The rationale is logical enough: not to pressure players, not to make the emotional toll of the job greater than it already is. To allow them as much time at home with their families as possible, rather than holed up in a hotel, bored out of their minds. Not that they have always avoided stress: when they played in Pamplona against Osasuna this season, an air traffic controller's strike and a horrific communications breakdown with the Spanish footballing authorities saw Pedro literally running onto a train at Barcelona's Sants station and the team taking a train and a bus to the ground, turning up one minute after kick off.

Barcelona won that game anyway, when it eventually kicked off 45 minutes later. It turned up, played, won and left. It had been in Pamplona less than four hours. But perhaps that should not surprise. It was very much the way Barca like it: no time to get bored, a way of removing the tension and the build up surrounding the game. A way to desdramatizar the game, as the Spanish put it. To de-dramatize it, to take it in their stride -- even if that stride was, in Pedro's case, a long and rather quick one across a train station platform to a sound track of beeps as the doors prepared to close.

And that poses a potentially question.

It now looks like the ash is clearing and that traveling early was not necessary. Yet this game is too important and the trip potentially too awkward not to have brought forward Barcelona's travel plans just in case -- reaching London is further and more difficult, for example, than reaching Milan. They certainly did not want to be stepping off a long bus trip and onto the pitch. Doing that after two hours on the train and two hours on the bus to play Osasuna is one thing; doing it after 20 hours on the bus, as they did in Milan, is another. London would have taken even longer. Leaving it to the last minute would have been suicidal.

But is going early a problem too? Now, Barcelona has to spend three days in London before the final. Three days cooped up in each other's company, training on an unfamiliar pitch -- courtesy of Arsenal (it is not even as if they get the advantage of being allowed to use Wembley) -- that has not been prepared to resemble the match pitch. Living in a hotel, removed from the comforts of home.

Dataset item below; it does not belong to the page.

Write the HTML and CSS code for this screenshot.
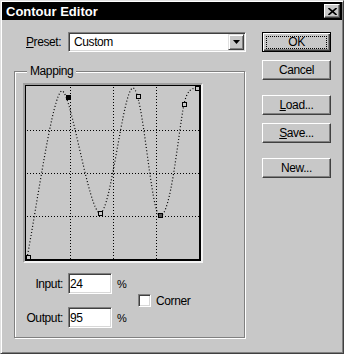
FILE: index.html
```html
<!DOCTYPE html>
<html>
<head>
<meta charset="utf-8">
<link rel="stylesheet" href="styles.css">
</head>
<body>
<div class="window">
  <div class="titlebar">
    <span class="title">Contour Editor</span>
    <div class="close">
      <svg width="9" height="7" viewBox="0 0 9 7"><path d="M0.5,0 L8.5,7 M8.5,0 L0.5,7" stroke="#000" stroke-width="1.6" fill="none"/></svg>
    </div>
  </div>
  <div class="body">
    <div class="left">
      <div class="preset-row">
        <span class="preset-label"><u>P</u>reset:</span>
        <div class="select">
          <span class="select-text">Custom</span>
          <span class="drop"><svg width="7" height="4" viewBox="0 0 7 4"><polygon points="0,0 7,0 3.5,4" fill="#000"/></svg></span>
        </div>
      </div>
      <div class="group">
        <div class="group-title">Mapping</div>
        <div class="graph-frame">
          <svg class="graph" width="176" height="176" viewBox="0 0 176 176">
            <rect x="0" y="0" width="176" height="176" fill="#c8c8c8"/>
            <g stroke="#000" stroke-width="1" stroke-dasharray="1 2" shape-rendering="crispEdges">
              <line x1="45.5" y1="2" x2="45.5" y2="175"/>
              <line x1="88.5" y1="2" x2="88.5" y2="175"/>
              <line x1="131.5" y1="2" x2="131.5" y2="175"/>
              <line x1="2" y1="45.5" x2="175" y2="45.5"/>
              <line x1="2" y1="88.5" x2="175" y2="88.5"/>
              <line x1="2" y1="131.5" x2="175" y2="131.5"/>
            </g>
            <rect x="0.5" y="0.5" width="175" height="175" fill="none" stroke="#000" shape-rendering="crispEdges"/>
            <line x1="174.5" y1="0" x2="174.5" y2="176" stroke="#000" shape-rendering="crispEdges"/>
            <line x1="0" y1="174.5" x2="176" y2="174.5" stroke="#000" shape-rendering="crispEdges"/>
            <path d="M2,173 C12,120 28,6 37,6 C46,6 64,128 75,128 C86,128 98,3 108,3 C118,3 126,131 135,131 C146,131 153,50 159,19 C162,6 166,3 172,3" fill="none" stroke="#000" stroke-width="1.2" stroke-dasharray="1 2.2"/>
            <g stroke="#000" stroke-width="1" fill="#c8c8c8" shape-rendering="crispEdges">
              <rect x="1.5" y="170.5" width="4" height="4"/>
              <rect x="170.5" y="1.5" width="4" height="4"/>
              <rect x="111.5" y="9.5" width="4" height="4"/>
              <rect x="157.5" y="17.5" width="4" height="4"/>
              <rect x="73.5" y="126.5" width="4" height="4"/>
              <rect x="133.5" y="128.5" width="4" height="4" fill="#555"/>
            </g>
            <rect x="41" y="10" width="5" height="5" fill="#000"/>
          </svg>
        </div>
        <div class="io">
          <span class="io-label">Input:</span>
          <div class="field">24</div>
          <span class="pct">%</span>
          <div class="check-cell">
            <span class="checkbox"></span>
            <span class="check-label">Corner</span>
          </div>
          <span class="io-label">Output:</span>
          <div class="field">95</div>
          <span class="pct">%</span>
        </div>
      </div>
    </div>
    <div class="right">
      <div class="btn default"><span class="focus">OK</span></div>
      <div class="btn gap-s">Cancel</div>
      <div class="btn gap-l"><span><u>L</u>oad...</span></div>
      <div class="btn gap-s"><span><u>S</u>ave...</span></div>
      <div class="btn gap-l">New...</div>
    </div>
  </div>
</div>
</body>
</html>
```
FILE: styles.css
```css
* { box-sizing: border-box; }
html, body { margin: 0; padding: 0; }
body {
  width: 344px;
  height: 354px;
  overflow: hidden;
  background: #c8c8c8;
  font-family: "Liberation Sans", Arial, sans-serif;
  font-size: 12px;
  letter-spacing: -0.4px;
  color: #000;
}
u { text-decoration: underline; text-underline-offset: 1px; }

.window {
  width: 344px;
  height: 354px;
  background: #c8c8c8;
  border: 1px solid;
  border-color: #e0e0e0 #404040 #404040 #e0e0e0;
  box-shadow: inset 1px 1px 0 #fff, inset -1px -1px 0 #808080;
  padding: 1px;
  display: flex;
  flex-direction: column;
}

.titlebar {
  height: 18px;
  flex: none;
  background: #000;
  display: flex;
  align-items: center;
  justify-content: space-between;
  padding: 0 2px 0 4px;
}
.title {
  color: #fff;
  font-weight: bold;
  font-size: 13px;
  letter-spacing: 0;
}
.close {
  width: 16px;
  height: 14px;
  background: #c8c8c8;
  border: 1px solid;
  border-color: #fff #404040 #404040 #fff;
  box-shadow: inset -1px -1px 0 #808080;
  display: flex;
  align-items: center;
  justify-content: center;
}
.close svg { display: block; }

.body { display: flex; flex: 1; }

.left {
  width: 232px;
  margin-left: 12px;
  display: flex;
  flex-direction: column;
}

.preset-row {
  display: flex;
  align-items: center;
  height: 20px;
  margin-top: 12px;
  padding-left: 12px;
}
.preset-label { width: 42px; flex: none; }

.sunken {
  border: 1px solid;
}
.select {
  flex: 1;
  height: 20px;
  background: #fff;
  border: 1px solid;
  border-color: #808080 #fff #fff #808080;
  box-shadow: inset 1px 1px 0 #404040, inset -1px -1px 0 #d8d8d8;
  display: flex;
  align-items: center;
  padding: 0 1px 0 5px;
}
.select-text { flex: 1; }
.drop {
  width: 16px;
  height: 16px;
  background: #c8c8c8;
  border: 1px solid;
  border-color: #e0e0e0 #404040 #404040 #e0e0e0;
  box-shadow: inset 1px 1px 0 #fff, inset -1px -1px 0 #808080;
  display: flex;
  align-items: center;
  justify-content: center;
}
.drop svg { display: block; }

.group {
  margin-top: 19px;
  width: 231px;
  border: 1px solid #808080;
  box-shadow: inset 1px 1px 0 #fff, 1px 1px 0 #fff;
  padding: 0 0 9px 0;
}
.group-title {
  width: fit-content;
  height: 14px;
  line-height: 14px;
  margin: -8px 0 0 12px;
  padding: 0 3px;
  background: #c8c8c8;
}

.graph-frame {
  width: 180px;
  height: 180px;
  margin: 5px 0 0 8px;
  border: 2px solid;
  border-color: #a0a0a0 #f4f4f4 #f4f4f4 #a0a0a0;
}
.graph { display: block; }

.io {
  display: grid;
  grid-template-columns: 48px 44px 16px auto;
  grid-template-rows: 21px 21px;
  column-gap: 5px;
  row-gap: 13px;
  margin-top: 10px;
}
.io-label {
  text-align: right;
  align-self: center;
}
.field {
  background: #fff;
  border: 1px solid;
  border-color: #808080 #fff #fff #808080;
  box-shadow: inset 1px 1px 0 #404040, inset -1px -1px 0 #d8d8d8;
  display: flex;
  align-items: center;
  padding-left: 1px;
}
.pct { align-self: center; font-size: 11px; }
.check-cell {
  grid-column: 4;
  grid-row: 1 / span 2;
  display: flex;
  align-items: center;
}
.checkbox {
  width: 13px;
  height: 13px;
  background: #fff;
  border: 1px solid;
  border-color: #808080 #fff #fff #808080;
  box-shadow: inset 1px 1px 0 #404040, inset -1px -1px 0 #d8d8d8;
}
.check-label { margin-left: 5px; }

.right {
  margin-left: 16px;
  padding-top: 12px;
  display: flex;
  flex-direction: column;
}
.btn {
  width: 69px;
  height: 20px;
  background: #c8c8c8;
  border: 1px solid;
  border-color: #fff #404040 #404040 #fff;
  box-shadow: inset -1px -1px 0 #808080;
  display: flex;
  align-items: center;
  justify-content: center;
}
.btn.default {
  border-color: #000;
  box-shadow: inset 1px 1px 0 #fff, inset -1px -1px 0 #404040, inset -2px -2px 0 #808080;
}
.focus {
  width: 61px;
  height: 13px;
  border: 1px dotted #000;
  display: flex;
  align-items: center;
  justify-content: center;
}
.gap-s { margin-top: 8px; }
.gap-l { margin-top: 15px; }
```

The sheer normality of home. Those other things that occupy their minds.

Guardiola did not simply bring in the travel-on-the-day policy for the sake of it. He did it because he thinks it helps. This could hardly be more different. Three days, thinking about the game. It is so out of the ordinary that it could have an effect -- a small one, sure, but an effect nonetheless. Add that to the potential risk of the vast majority of Barcelona's players not having played for a two weeks, after wrapping the league title early, or even to a slower and heavier pitch than Barcelona like, and it makes you wonder. If Barcelona's fans don't make it, all the more so. After all, Wembley is likely to be dominated by Manchester United supporters anyway.

Wrapping up the title early and resting would appear an advantage on the face of it, but that is not necessarily true: in the past, Guardiola has intimated that his players get bored and drop their level when they are not on the treadmill, that it is almost better to have games every few days. Not to be sitting abut thinking about it. United perhaps agree: they continued to play some key men after the title was won.

The challenge now will be finding ways of taking Barcelona's players' minds off it; of getting them back into the normal routine. Of not winding them up and motivating them too early. Timing can be everything. And just when everything seemed to be going so well too: for almost the first time this season, Guardiola has all of his players fit and rested. Ready.

Turkish airways have now finished painting Barcelona's plane. With the travel plans brought forward unexpectedly, it was not available for the flight out but it will be available for the flight back. A flight that the players will be desperately hoping is a triumphant one. Otherwise it will prove been a wasted trip, one they need never have made.